General theory of asymmetric steric interactions in electrostatic double layers

TL;DR

This paper extends the Poisson-Boltzmann framework to dense charged fluids by incorporating steric effects through a generalized lattice gas model with Flory-Huggins entropy, comparing it to other equations of state.

Contribution

It introduces a novel approach to model steric effects in electrostatic double layers using a generalized lattice gas theory with Flory-Huggins entropy, and compares it to existing models like Carnahan-Starling.

Findings

Strong differences in free energy shapes between models

Slow, power-law convergence at high potentials in Carnahan-Starling model

Constructed convex free energy functions for easier numerical minimization

Abstract

We study the Poisson-Boltzmann equation in the context of dense charged fluids where steric effects become important.

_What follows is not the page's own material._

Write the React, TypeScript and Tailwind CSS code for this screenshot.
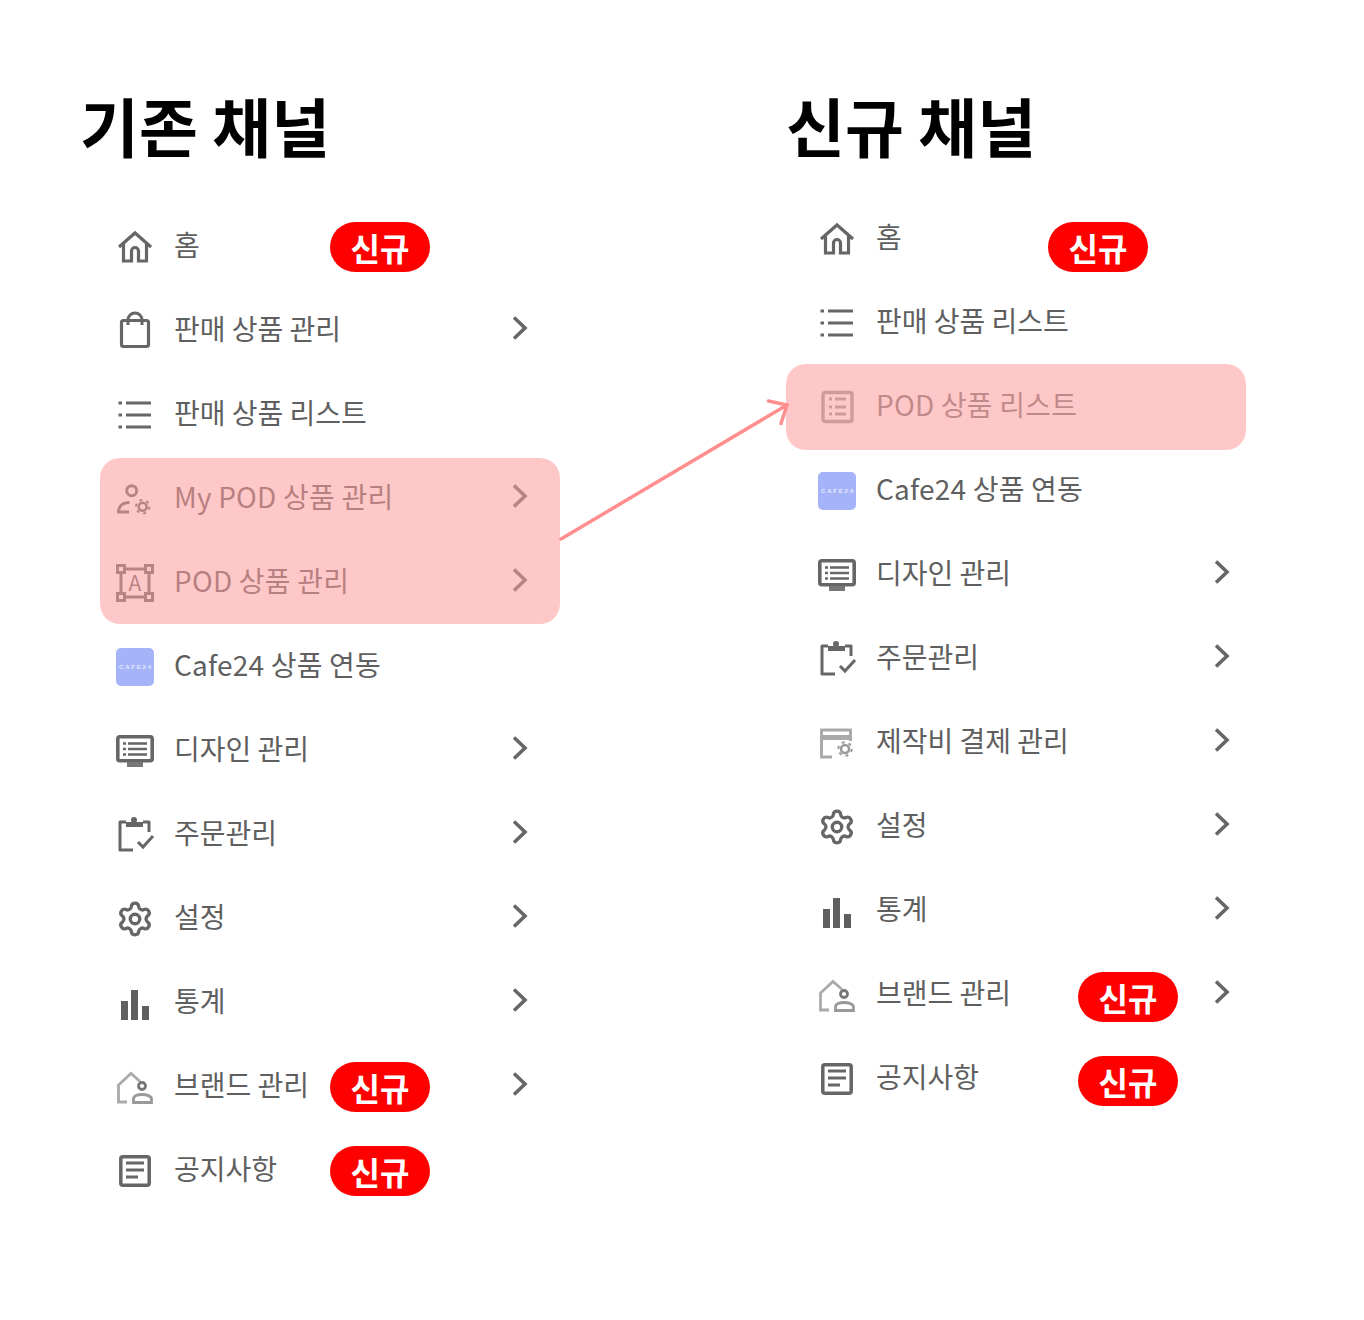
import React from "react";
import { Settings } from "lucide-react";

const S = ({ children, className = "" }: { children: React.ReactNode; className?: string }) => (
  <svg viewBox="0 0 38 38" className={`w-[38px] h-[38px] shrink-0 overflow-visible ${className}`} fill="none" stroke="#666" strokeWidth="3">
    {children}
  </svg>
);

const Cog = ({ cx, cy, color }: { cx: number; cy: number; color: string }) => (
  <g stroke={color}>
    <circle cx={cx} cy={cy} r="4" strokeWidth="2.600" />
    <circle cx={cx} cy={cy} r="6.700" strokeWidth="2" strokeDasharray="3 4.020" />
  </g>
);

const Home = () => (
  <S>
    <path d="M3 19 19 5 35 19M7.500 16v17h8V23a3.500 3.500 0 0 1 7 0v10h8V16" strokeWidth="3.200" />
  </S>
);
const Bag = () => (
  <S>
    <rect x="5.500" y="8.500" width="27" height="26" rx="2" strokeWidth="3.200" />
    <path d="M12 13V8a7 7 0 0 1 14 0v5" strokeWidth="3" />
  </S>
);
const ListI = () => (
  <S>
    <path d="M10 7h25M10 19h25M10 31h25" strokeWidth="3.200" />
    <path d="M2.500 7h3.500M2.500 19h3.500M2.500 31h3.500" strokeWidth="3.200" />
  </S>
);
const UserGear = () => (
  <S>
    <circle cx="15.700" cy="10.700" r="5" strokeWidth="3" />
    <path d="M13 32H2.500c0-6 4.500-9.500 11-9.500" strokeWidth="3" />
    <Cog cx={26.700} cy={26.700} color="#666" />
  </S>
);
const FrameA = () => (
  <S>
    <g strokeWidth="3">
      <rect x="1.500" y="1.500" width="7" height="7" />
      <rect x="29.500" y="1.500" width="7" height="7" />
      <rect x="1.500" y="29.500" width="7" height="7" />
      <rect x="29.500" y="29.500" width="7" height="7" />
      <path d="M9 5h20M9 33h20M5 9v20M33 9v20" />
    </g>
    <text x="19" y="26.500" textAnchor="middle" fontSize="21" fill="#666" stroke="none" fontFamily="'Noto Sans CJK KR',sans-serif">A</text>
  </S>
);
const Cafe = () => (
  <S>
    <rect x="0" y="0" width="38" height="38" rx="5" fill="#a5b4f8" stroke="none" />
    <text x="3" y="21" textLength="32" lengthAdjust="spacing" fontSize="6" fontWeight="700" fill="#e6eafe" stroke="none" fontFamily="'Liberation Sans',sans-serif">CAFE24</text>
  </S>
);
const Monitor = () => (
  <S>
    <rect x="1.800" y="4.800" width="34.400" height="24" rx="2" strokeWidth="3.600" />
    <rect x="11" y="30" width="16" height="5" fill="#777" stroke="none" />
    <path d="M12 11.500h19M12 17h19M12 22.500h19M7 11.500h3M7 17h3M7 22.500h3" strokeWidth="2.500" />
  </S>
);
const Clip = () => (
  <S>
    <path d="M10 6H4v28h13M27 6h6v10" strokeWidth="3" strokeLinejoin="round" />
    <path d="M10 6h17v5H10z" fill="#666" stroke="none" />
    <circle cx="18" cy="4" r="3" fill="#666" stroke="none" />
    <path d="m22 26 5 5 10-11" strokeWidth="3" />
  </S>
);
const Gear = () => <Settings size={38} color="#666" strokeWidth={2.100} className="shrink-0" />;
const Bars = () => (
  <S>
    <rect x="5" y="17" width="7" height="19" fill="#5f5f5f" stroke="none" />
    <rect x="15" y="6" width="7" height="30" fill="#5f5f5f" stroke="none" />
    <rect x="26" y="22" width="7" height="14" fill="#5f5f5f" stroke="none" />
  </S>
);
const Brand = () => (
  <S>
    <path d="M11 34H2.500V17L15 5.500l9 8" stroke="#aaa" strokeWidth="2.800" />
    <circle cx="26" cy="18" r="3.500" stroke="#777" strokeWidth="2.800" />
    <path d="M17.500 34.500V31c0-3 4-4.500 8.500-4.500s9.500 1.500 9.500 4.500v3.500z" stroke="#999" strokeWidth="2.800" />
  </S>
);
const Notice = () => (
  <S>
    <rect x="4.800" y="4.800" width="28.400" height="28.400" rx="2" strokeWidth="3.500" />
    <path d="M10 11h18M10 18h18M10 25h12" strokeWidth="3" />
  </S>
);
const PodList = () => (
  <S>
    <rect x="5" y="4.500" width="29" height="29" rx="2" stroke="#999" strokeWidth="3.400" />
    <path d="M17 11h11M17 19h11M17 26h11M11 11h3M11 19h3M11 26h3" stroke="#999" strokeWidth="3" />
  </S>
);
const CardGear = () => (
  <S>
    <path d="M14 33H3.500V6h29v11" stroke="#aaa" strokeWidth="3" />
    <rect x="3" y="11" width="30" height="5" fill="#aaa" stroke="none" />
    <Cog cx={27} cy={25} color="#999" />
  </S>
);

const Chevron = () => (
  <svg viewBox="0 0 20 28" className="w-[20px] h-[28px] ml-auto mr-[30px] mt-[-6px] shrink-0" fill="none" stroke="#666" strokeWidth="3.600">
    <path d="m4 3.500 11 10.500L4 24.500" />
  </svg>
);

const Badge = ({ left, top }: { left: number; top: number }) => (
  <span
    style={{ left, top }}
    className="absolute w-[100px] h-[50px] rounded-full bg-[#ff0000] text-white text-[32px] font-bold flex items-center justify-center leading-none"
  >
    신규
  </span>
);

type Item = { icon: React.ReactNode; label: string; chev?: boolean; badge?: [number, number]; faded?: boolean; latin?: boolean };

const Row = ({ icon, label, chev, badge, faded, latin }: Item) => (
  <div className="relative h-[84px] flex items-center pl-[16px]">
    {icon}
    <span
      className={`ml-[20px] text-[28px] leading-none mt-[-7px] whitespace-nowrap ${faded ? "text-[#777]" : "text-[#5f5f5f]"} ${latin ? "tracking-[0.2px]" : ""}`}
    >
      {label}
    </span>
    {chev && <Chevron />}
    {badge && <Badge left={badge[0]} top={badge[1]} />}
  </div>
);

const left: Item[] = [
  { icon: <Home />, label: "홈", badge: [230, 17] },
  { icon: <Bag />, label: "판매 상품 관리", chev: true },
  { icon: <ListI />, label: "판매 상품 리스트" },
  { icon: <UserGear />, label: "My POD 상품 관리", chev: true, latin: true },
  { icon: <FrameA />, label: "POD 상품 관리", chev: true, latin: true },
  { icon: <Cafe />, label: "Cafe24 상품 연동", latin: true },
  { icon: <Monitor />, label: "디자인 관리", chev: true },
  { icon: <Clip />, label: "주문관리", chev: true },
  { icon: <Gear />, label: "설정", chev: true },
  { icon: <Bars />, label: "통계", chev: true },
  { icon: <Brand />, label: "브랜드 관리", chev: true, badge: [230, 17] },
  { icon: <Notice />, label: "공지사항", badge: [230, 17] },
];

const right: Item[] = [
  { icon: <Home />, label: "홈", badge: [246, 25] },
  { icon: <ListI />, label: "판매 상품 리스트" },
  { icon: <PodList />, label: "POD 상품 리스트", faded: true, latin: true },
  { icon: <Cafe />, label: "Cafe24 상품 연동", latin: true },
  { icon: <Monitor />, label: "디자인 관리", chev: true },
  { icon: <Clip />, label: "주문관리", chev: true },
  { icon: <CardGear />, label: "제작비 결제 관리", chev: true },
  { icon: <Gear />, label: "설정", chev: true },
  { icon: <Bars />, label: "통계", chev: true },
  { icon: <Brand />, label: "브랜드 관리", chev: true, badge: [276, 19] },
  { icon: <Notice />, label: "공지사항", badge: [276, 19] },
];

export default function App() {
  return (
    <div className="relative w-[1364px] h-[1320px] bg-white overflow-hidden flex font-['Noto_Sans_CJK_KR',sans-serif]">
      <div className="ml-[80px] w-[706px] pt-[84px]">
        <h1 className="text-[64px] leading-[80px] font-bold text-black whitespace-nowrap">기존 채널</h1>
        <div className="ml-[20px] w-[460px] mt-[41px]">
          {left.map((it) => (
            <Row key={it.label} {...it} />
          ))}
        </div>
      </div>
      <div className="w-[476px] pt-[84px]">
        <h1 className="text-[64px] leading-[80px] font-bold text-black whitespace-nowrap">신규 채널</h1>
        <div className="ml-[16px] w-[460px] mt-[33px]">
          {right.map((it) => (
            <Row key={it.label} {...it} />
          ))}
        </div>
      </div>
      <div className="absolute left-[100px] top-[458px] w-[460px] h-[166px] rounded-[20px] bg-[#ff9b9b]/55" />
      <div className="absolute left-[786px] top-[364px] w-[460px] h-[86px] rounded-[20px] bg-[#ff9b9b]/55" />
      <svg className="absolute left-0 top-0 w-[1364px] h-[1320px] pointer-events-none" viewBox="0 0 1364 1320" fill="none" stroke="#ff8e8e" strokeWidth="3.500" strokeLinecap="round">
        <path d="M561 539 787 405M768.500 401 787 405l-6 18.500" />
      </svg>
    </div>
  );
}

We generalise the lattice gas theory by introducing a Flory-Huggins entropy for ions of differing volumes and then compare the effective free energy density to other approximations, valid for more realistic equations of state, such as the Carnahan-Starling approximation and find strong differences in the shapes of the free energy functions. We solve the Carnahan-Starling model in the high density limit, and demonstrate a slow, power-law convergence at high potentials. We elucidate how equivalent convex free energy functions can be constructed that describe steric effects in a manner which is more convenient for numerical minimisation.